The world goes on progressing towards the rise of that despotic power of the final Anti-Christ, who, in the name of material progress and social science, promises to achieve by force what only grace can do, and who will make war upon the saints.

Oh, the coming terror and the woe! Oh, the trials of that coming century of blood! Already the second beast ariseth out of the earth. A worldwide modern civilization takes the place of the Roman. It hath all the power of the first beast. It doeth great wonders. It brings down fire from heaven and works mighty miracles of power. None can advance to profit or honor but they must first receive its sign in the hand or forehead, and be branded as its slave, to think as it thinks and work as it bids.

The world and the apostate Christianity, rejecting the Trinity, the Incarnation, the deity of Christ, His vicarious atonement, His resurrection in the flesh, His Church and altar, and priesthood, and Sacraments, and inspired Word, grows more boastful and triumphant.
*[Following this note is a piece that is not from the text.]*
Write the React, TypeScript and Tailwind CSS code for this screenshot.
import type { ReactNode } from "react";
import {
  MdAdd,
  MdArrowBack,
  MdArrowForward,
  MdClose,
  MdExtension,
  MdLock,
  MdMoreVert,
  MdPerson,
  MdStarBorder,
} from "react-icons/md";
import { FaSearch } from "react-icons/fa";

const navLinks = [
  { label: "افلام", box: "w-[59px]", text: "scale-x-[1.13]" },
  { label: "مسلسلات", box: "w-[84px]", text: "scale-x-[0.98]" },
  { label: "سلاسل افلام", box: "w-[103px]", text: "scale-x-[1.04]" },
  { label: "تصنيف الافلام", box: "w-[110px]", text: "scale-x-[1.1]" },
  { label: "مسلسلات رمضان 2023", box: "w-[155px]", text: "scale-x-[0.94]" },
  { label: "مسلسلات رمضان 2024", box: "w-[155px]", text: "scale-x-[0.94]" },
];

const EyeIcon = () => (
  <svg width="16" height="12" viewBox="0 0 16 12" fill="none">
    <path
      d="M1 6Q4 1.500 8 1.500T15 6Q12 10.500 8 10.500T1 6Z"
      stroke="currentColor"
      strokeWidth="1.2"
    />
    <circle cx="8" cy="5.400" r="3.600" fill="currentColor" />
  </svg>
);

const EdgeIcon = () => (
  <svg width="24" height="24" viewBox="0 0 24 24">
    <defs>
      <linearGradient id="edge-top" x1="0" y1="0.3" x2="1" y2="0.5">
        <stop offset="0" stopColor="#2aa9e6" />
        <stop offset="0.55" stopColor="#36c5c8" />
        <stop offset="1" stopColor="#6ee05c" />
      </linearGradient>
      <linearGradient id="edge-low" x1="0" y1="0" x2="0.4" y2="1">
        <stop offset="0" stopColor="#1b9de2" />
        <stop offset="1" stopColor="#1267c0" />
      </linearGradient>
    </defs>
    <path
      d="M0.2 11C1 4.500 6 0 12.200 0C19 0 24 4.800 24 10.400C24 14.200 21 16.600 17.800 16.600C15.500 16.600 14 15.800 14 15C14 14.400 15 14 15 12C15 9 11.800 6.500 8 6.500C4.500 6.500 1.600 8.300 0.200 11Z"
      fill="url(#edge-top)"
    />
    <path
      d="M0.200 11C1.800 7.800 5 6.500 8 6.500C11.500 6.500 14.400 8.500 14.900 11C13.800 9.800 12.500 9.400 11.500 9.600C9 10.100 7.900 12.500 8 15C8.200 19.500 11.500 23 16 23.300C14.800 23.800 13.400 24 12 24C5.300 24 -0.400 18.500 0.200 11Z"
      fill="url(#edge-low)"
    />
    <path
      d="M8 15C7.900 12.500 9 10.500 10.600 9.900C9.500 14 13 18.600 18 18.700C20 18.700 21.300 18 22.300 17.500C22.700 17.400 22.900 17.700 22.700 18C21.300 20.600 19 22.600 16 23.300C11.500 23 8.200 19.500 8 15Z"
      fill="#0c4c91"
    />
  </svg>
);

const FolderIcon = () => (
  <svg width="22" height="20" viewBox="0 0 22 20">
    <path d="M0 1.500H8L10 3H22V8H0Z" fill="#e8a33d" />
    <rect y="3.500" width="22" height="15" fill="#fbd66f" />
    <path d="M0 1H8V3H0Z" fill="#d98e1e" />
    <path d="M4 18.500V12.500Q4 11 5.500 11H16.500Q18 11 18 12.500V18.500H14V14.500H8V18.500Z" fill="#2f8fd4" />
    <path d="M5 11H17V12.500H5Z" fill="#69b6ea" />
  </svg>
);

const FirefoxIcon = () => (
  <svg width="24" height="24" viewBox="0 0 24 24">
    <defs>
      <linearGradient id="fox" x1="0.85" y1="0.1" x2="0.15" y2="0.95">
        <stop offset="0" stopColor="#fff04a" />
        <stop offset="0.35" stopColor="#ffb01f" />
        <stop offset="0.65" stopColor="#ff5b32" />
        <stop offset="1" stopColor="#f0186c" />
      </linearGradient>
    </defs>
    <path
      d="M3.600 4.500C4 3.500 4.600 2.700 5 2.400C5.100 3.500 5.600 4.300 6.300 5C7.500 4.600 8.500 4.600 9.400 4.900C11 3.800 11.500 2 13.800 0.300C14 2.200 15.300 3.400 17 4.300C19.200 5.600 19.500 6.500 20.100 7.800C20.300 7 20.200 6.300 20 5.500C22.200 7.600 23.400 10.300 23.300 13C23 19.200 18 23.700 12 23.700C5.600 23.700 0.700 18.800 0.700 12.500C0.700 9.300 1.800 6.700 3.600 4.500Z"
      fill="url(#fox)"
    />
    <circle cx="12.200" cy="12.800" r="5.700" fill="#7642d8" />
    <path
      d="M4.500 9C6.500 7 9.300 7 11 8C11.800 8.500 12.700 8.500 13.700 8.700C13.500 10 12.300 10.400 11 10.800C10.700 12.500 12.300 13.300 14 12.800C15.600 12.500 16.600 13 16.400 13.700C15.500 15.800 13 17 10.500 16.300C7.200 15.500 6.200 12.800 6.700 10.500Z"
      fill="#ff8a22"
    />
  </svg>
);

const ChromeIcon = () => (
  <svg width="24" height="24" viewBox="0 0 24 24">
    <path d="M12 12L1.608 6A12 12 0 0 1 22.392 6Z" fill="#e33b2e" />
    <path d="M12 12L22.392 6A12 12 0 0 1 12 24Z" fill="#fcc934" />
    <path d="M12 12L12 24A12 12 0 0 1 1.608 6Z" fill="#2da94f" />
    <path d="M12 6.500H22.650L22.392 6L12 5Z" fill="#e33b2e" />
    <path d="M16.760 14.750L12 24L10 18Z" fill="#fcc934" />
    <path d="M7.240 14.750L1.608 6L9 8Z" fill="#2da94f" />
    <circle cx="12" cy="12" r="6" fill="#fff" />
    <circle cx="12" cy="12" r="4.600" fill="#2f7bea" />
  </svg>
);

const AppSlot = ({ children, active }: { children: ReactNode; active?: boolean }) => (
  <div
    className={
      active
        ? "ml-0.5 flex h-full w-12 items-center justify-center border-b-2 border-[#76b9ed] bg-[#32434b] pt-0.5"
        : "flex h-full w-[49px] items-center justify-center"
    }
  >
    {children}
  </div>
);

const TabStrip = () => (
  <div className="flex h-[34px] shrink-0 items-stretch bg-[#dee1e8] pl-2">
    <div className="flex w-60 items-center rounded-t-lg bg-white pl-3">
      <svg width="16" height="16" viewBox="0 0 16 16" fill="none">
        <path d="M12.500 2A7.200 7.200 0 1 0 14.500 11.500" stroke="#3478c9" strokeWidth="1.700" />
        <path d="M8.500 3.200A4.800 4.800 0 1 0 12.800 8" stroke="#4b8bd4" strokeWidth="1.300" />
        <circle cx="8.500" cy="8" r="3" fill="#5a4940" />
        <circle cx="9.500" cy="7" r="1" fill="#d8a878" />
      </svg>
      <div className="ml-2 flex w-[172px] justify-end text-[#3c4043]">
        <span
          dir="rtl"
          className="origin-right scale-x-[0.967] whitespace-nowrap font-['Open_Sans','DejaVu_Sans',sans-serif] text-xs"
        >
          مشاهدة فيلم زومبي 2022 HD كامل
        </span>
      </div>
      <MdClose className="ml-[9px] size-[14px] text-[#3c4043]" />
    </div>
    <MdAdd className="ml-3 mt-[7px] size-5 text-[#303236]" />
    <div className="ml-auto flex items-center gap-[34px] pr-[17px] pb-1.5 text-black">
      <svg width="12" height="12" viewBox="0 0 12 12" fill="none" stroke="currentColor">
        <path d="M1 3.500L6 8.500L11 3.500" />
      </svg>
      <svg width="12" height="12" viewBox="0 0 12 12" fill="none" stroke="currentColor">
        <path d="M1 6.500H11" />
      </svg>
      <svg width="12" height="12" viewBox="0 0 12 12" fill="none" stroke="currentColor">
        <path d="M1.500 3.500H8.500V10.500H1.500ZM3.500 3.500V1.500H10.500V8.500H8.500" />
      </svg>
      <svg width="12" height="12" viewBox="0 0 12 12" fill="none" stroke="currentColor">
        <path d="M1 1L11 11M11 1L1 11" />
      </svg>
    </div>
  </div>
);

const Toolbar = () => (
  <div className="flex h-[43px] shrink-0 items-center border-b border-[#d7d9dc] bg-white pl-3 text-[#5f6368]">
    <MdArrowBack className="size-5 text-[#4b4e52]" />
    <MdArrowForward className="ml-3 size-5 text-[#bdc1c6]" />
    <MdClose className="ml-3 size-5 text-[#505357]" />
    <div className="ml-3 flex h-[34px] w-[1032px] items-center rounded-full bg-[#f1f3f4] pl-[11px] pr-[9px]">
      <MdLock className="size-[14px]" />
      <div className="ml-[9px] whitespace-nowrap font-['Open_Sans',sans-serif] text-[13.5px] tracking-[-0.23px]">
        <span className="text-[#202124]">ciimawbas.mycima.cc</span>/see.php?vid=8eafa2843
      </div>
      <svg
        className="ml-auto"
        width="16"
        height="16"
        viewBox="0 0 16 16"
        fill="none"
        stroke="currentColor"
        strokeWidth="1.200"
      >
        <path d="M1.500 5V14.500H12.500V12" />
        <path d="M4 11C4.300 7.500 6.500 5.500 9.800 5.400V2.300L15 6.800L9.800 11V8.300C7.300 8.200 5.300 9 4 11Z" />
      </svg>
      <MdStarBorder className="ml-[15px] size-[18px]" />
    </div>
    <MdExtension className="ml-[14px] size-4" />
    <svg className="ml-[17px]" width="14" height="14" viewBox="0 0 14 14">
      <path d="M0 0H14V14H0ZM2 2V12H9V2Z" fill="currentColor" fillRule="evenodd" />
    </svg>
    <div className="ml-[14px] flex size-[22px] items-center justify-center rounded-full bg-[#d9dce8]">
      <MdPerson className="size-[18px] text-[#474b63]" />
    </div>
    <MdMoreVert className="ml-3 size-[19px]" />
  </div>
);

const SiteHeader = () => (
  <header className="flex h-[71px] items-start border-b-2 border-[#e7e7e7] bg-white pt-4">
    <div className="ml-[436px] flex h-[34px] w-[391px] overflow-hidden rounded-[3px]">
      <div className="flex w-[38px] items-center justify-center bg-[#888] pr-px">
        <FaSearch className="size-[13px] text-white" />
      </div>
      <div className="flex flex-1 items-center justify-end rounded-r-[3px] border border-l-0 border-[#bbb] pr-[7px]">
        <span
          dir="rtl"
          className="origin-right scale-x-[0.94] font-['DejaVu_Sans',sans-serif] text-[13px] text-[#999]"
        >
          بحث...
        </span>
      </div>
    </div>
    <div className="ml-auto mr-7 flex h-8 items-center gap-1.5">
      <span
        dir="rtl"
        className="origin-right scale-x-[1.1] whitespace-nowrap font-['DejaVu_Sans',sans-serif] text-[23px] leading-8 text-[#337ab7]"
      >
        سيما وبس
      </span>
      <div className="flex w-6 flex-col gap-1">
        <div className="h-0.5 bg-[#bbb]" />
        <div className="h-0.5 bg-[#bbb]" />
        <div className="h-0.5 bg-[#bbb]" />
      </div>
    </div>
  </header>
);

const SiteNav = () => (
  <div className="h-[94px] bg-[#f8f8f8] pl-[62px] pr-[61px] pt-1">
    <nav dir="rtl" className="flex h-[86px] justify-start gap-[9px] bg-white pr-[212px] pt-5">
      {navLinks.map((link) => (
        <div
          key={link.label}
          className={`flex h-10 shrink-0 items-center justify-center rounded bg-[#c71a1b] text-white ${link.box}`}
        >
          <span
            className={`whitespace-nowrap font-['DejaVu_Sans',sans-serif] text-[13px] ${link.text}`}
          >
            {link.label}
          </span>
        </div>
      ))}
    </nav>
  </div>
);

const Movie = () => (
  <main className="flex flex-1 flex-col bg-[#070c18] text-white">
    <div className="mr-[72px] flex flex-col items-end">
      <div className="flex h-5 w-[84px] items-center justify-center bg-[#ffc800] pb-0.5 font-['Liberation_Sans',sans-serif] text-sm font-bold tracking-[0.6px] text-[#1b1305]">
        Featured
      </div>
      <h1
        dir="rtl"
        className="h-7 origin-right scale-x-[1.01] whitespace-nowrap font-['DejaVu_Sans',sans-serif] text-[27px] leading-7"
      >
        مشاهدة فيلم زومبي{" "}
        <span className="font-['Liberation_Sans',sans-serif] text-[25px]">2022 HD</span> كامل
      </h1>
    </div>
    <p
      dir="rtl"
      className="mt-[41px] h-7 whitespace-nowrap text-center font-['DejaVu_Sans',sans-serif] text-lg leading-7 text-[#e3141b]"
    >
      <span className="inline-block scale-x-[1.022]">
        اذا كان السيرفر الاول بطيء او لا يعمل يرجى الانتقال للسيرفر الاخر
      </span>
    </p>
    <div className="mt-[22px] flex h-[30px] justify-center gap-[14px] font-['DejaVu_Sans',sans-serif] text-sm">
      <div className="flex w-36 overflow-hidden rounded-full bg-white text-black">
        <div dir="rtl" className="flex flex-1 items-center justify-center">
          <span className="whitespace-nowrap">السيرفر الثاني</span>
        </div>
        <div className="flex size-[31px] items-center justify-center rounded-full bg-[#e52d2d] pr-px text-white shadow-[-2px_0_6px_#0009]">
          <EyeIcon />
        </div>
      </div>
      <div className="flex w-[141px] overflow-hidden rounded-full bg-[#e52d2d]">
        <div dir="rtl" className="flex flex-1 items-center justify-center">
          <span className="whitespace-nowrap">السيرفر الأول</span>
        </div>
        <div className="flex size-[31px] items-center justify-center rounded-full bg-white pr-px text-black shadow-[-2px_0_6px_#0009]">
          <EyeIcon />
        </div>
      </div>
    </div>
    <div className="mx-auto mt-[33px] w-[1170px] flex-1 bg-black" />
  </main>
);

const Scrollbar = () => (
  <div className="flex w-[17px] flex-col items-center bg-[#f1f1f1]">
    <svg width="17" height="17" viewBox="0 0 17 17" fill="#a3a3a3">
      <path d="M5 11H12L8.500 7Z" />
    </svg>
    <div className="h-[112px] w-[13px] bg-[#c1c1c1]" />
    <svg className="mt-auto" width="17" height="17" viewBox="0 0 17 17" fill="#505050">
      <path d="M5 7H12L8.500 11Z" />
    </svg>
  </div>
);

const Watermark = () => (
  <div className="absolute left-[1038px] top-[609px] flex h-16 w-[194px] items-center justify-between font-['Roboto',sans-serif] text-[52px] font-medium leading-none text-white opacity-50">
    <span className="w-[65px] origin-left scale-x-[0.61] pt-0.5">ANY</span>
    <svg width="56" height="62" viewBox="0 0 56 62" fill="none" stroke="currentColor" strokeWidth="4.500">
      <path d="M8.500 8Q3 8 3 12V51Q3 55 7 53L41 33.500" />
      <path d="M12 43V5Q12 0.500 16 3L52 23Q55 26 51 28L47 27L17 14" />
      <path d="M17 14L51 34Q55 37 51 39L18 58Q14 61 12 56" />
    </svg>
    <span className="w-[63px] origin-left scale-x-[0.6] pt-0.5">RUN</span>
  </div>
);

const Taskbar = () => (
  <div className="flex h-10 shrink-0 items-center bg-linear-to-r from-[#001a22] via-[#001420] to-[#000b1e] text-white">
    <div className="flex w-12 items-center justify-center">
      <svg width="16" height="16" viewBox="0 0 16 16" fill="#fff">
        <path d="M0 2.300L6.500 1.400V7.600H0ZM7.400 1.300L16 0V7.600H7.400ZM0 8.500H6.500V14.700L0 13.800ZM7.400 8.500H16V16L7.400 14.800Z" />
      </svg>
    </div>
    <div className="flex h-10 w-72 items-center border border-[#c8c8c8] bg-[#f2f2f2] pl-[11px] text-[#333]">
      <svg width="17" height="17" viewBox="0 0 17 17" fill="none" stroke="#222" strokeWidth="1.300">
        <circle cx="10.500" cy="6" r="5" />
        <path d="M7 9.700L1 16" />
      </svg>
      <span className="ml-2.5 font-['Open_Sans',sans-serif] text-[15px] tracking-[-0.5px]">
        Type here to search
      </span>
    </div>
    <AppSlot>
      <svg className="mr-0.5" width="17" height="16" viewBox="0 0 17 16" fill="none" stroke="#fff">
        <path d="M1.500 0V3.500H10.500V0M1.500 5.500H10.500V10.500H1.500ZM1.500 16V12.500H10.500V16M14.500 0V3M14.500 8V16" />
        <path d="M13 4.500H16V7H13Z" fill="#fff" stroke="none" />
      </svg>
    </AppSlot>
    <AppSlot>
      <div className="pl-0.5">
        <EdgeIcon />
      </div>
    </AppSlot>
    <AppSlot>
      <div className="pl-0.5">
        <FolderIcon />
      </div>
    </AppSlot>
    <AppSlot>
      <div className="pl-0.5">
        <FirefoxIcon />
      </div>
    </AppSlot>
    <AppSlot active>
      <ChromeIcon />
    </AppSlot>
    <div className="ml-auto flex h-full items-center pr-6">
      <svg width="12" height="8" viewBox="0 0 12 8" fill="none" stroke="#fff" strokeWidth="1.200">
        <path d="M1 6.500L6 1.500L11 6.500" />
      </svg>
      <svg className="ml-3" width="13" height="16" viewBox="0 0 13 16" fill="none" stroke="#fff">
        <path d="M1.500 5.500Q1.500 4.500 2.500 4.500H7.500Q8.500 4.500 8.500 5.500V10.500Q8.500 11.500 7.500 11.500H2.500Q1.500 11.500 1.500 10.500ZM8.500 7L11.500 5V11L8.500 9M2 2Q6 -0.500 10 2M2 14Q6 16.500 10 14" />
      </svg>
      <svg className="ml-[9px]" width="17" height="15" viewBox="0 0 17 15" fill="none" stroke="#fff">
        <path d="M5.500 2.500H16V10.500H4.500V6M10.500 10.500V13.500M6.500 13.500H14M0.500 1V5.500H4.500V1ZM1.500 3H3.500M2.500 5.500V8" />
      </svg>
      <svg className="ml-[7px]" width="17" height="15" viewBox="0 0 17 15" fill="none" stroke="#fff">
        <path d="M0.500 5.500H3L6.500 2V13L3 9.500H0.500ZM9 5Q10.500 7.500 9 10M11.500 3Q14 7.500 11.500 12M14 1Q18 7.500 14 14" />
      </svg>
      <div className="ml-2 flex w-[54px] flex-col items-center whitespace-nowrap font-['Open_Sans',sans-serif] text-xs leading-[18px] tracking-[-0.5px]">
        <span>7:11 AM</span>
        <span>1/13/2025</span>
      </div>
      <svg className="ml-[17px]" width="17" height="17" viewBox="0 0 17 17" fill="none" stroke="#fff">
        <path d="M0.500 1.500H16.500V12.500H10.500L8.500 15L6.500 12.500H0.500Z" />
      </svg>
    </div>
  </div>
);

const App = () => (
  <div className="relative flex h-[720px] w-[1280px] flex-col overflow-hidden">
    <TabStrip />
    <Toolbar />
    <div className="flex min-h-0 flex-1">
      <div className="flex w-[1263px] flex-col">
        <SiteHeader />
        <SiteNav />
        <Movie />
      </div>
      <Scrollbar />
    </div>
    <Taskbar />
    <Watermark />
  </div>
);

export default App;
Do the powers of heaven seem to be shaken? Do the stars fall? Does the sign of the cross of persecution begin to appear? Then lift up your heads, for your redemption draweth nigh. As the world waxes evil the Church becomes purified. She feels the nearer presence of her Lord's approach. She has all along known He would be true to His word. She discerns His footsteps. She feels a glow as the cloud which hides Him begins to fade. Her heart quickens and her pulses beat. The witnesses are seen, full of the resurrection and ascended life, upon their feet. Ere the great final world's earthquake, as many behold they will repent and give glory to God. The Church already kindles with the missionary zeal as of another Pentecost. She waits but to break forth in the fulness of the revealed glory of the new creation into the song of Moses and the Lamb.

Blessed is it, dear and Right Reverend Fathers, and you, priests of the altar, and all ye members of Christ by baptism, anointed as kings and priests unto God, to live in such times as these—times when you can bear witness by your lives to the Catholic faith, when you can do great things for Christ and His Church.—Naught else, ye know, is so entirely worth the doing. Naught else will stand when He appeareth.—Times when some of you may win the crown of martyrdom—when all of you may become saints.

A great cloud of witnesses surrounds us. Angels and saints, apostles, prophets, martyrs, confessors, doctors, religious, are looking on. Those, like St. Simon and St. Jude, whom we are bound on this day especially to honor; those who have won their crowns by martyrdom; those who have illuminated the Church by their doctrine, or enriched it by their alms and labors; those who have, on beds of pain or hidden trials, filled up the measure of Christ's sufferings; those who have taught, as mothers or consecrated sisters, the faith to little children; and one with the multitudinous and the sainted host as they long and wait, Andrewes, and Laud, and Ken, and Sherlock, and Keble, and Pusey,—White and Kemper, and Seabury, praise and plead responsively to the mighty impulse of the exulting throb of joy in the heart of Jesus as His appearing draws nigh.

Respond we also to that divine impulse. Recognize the apocalyptic warning. Redeem the time. Come ye out from the world. Be ye separated from it. Living in it, be no longer of it. Break with the past. Forget the things which are behind. Rise up to a nobler, higher, God-inspired life. Be men for God, be men of God. By one bold action come to Him who can make all things new. Answer the love that from the cross invites by a love that trusts. He who knows thee, loves thee, and thou canst trust that love. Give all, and thou shalt find all. Consecrate your time, your talents, your means, your hearts, your all to Jesus. Let heaven's courts ring anew this day with joyous hosannas over returning penitents and advancing saints, and be ye consecrated from henceforth and forever—consecrated unto holiness—consecrated unto the Lord.

And now, dear and much loved friend—you who are to receive your special consecration and be gathered into the fulness of the apostolic order—what shall I say? Rather I should sit at your feet and be taught by you. We have known each other so intimately and so long, I cannot trust myself to speak as I would. But out of the gratitude of my heart, I thank God for what He has done and what He purposes for the Church through you. All that I might say, your congregation here of St. Mark's, which will always be so dear to you, would feel insufficient to express their love. You have been to them so true a pastor that you are their ideal one. The true spiritual bond will not be broken. They will follow you with their sympathy, keep step with you in your work, aid you by their cooperation. You will meet, for I know and love Wisconsin, with an open-hearted, active, and loyal support from your clergy and laity. The spirit of self-consecration, which has made "Jesus only" the life within you, will make you and your apostolate fruitful for Him.

May God give you richly all gifts of government: the discerning of spirits, wisdom and far-sightedness, the strength of hopefulness, the patience of faith. May He choose Himself some token of His love and give it you out of the immeasurable fulness of His own desires and out of the boundless resources of His grace. May He restore you all the grace which by any fault or neglect thou hast ever lost and restore them to thee this day sevenfold. Gathered into Him, He will do His work through thee and fulfil His mind. Others may say of you, and say truly, when you have passed to the nearer vision, he indeed built wisely, labored faithfully, had a zeal for souls, he was just to all, we always knew where to find him, he was the father to his clergy and they treated him as sons, he did nobly, he fought a good fight. Let it be yours, as you see the dear Master's all-loving eye, to be able to say: O Lord, a sinner, most unworthy of all, saved only by the infinite merits of Thy precious blood; as Thy apostle by Thy grace, "I have kept the faith."